Why We Exist
The following story shares how the ALS Society of Alberta helps to “make it possible” for those living with and affected by ALS…
Gerald Anderson’s granddaughter, Amanda, played a very special role in his life. Amanda’s wedding day was nearing and she wanted nothing more than to have her papa (as she called him), walk her down the aisle on her special day. As Gerald’s ALS diagnosis progressed, the wedding was set to take place at the Misericordia Hospital in Edmonton where he was being cared for. Amanda’s wedding day dream became a reality when Gerald was able to guide her down the aisle, thanks to help and support of the ALS Society of Alberta.

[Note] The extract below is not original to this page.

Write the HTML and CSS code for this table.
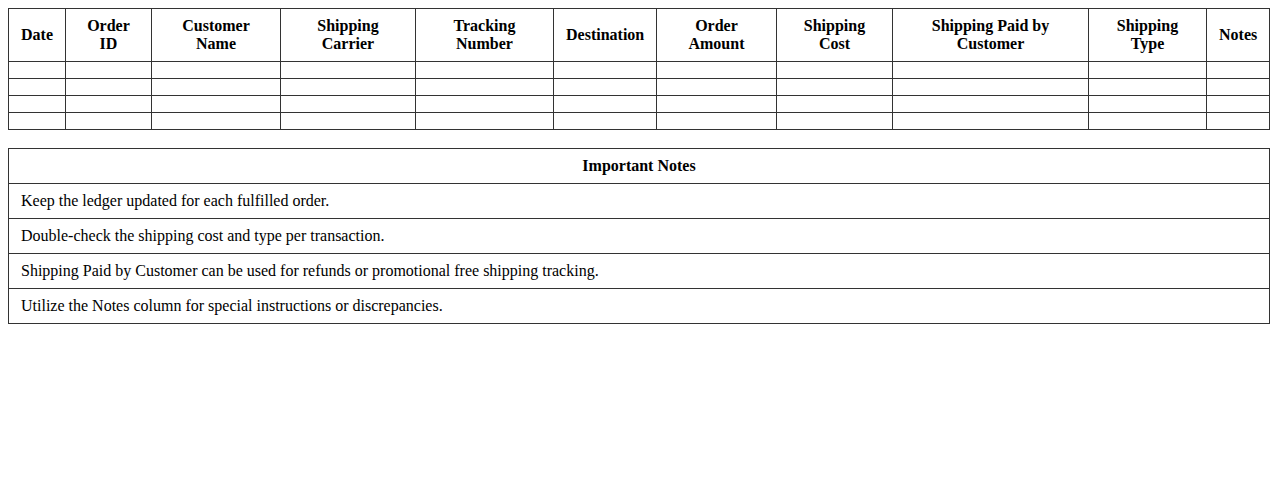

What is Amyotrophic Lateral Sclerosis (ALS)?
ALS is a rapid, always fatal, neurodegenerative disease. It attacks the nerves that the body would normally use to send messages from the brain to the muscle, resulting in weakness and wasting. Eventually, the individual with ALS is left completely immobilized, with loss of speech and eventually an inability to swallow and breathe. The sensory neurons in people living with ALS continue to function normally so that they will continue to feel the sensations of heat, cold, discomfort, etc. The mind often remains completely alert and lucid. The result is often a lively, unimpaired mind trapped in an immobilized body. The average life expectancy from symptom onset is three to five years; the real challenge in the medical community at large is correctly diagnosing ALS in the early stages, so that the ALS Society of Alberta is able to provide the maximum level of assistance to the person living with ALS and that person’s family.
Approximately 3,000 Canadians live with ALS and two to three Canadians die every day of ALS. There is no known cause or cure for this devastating disease.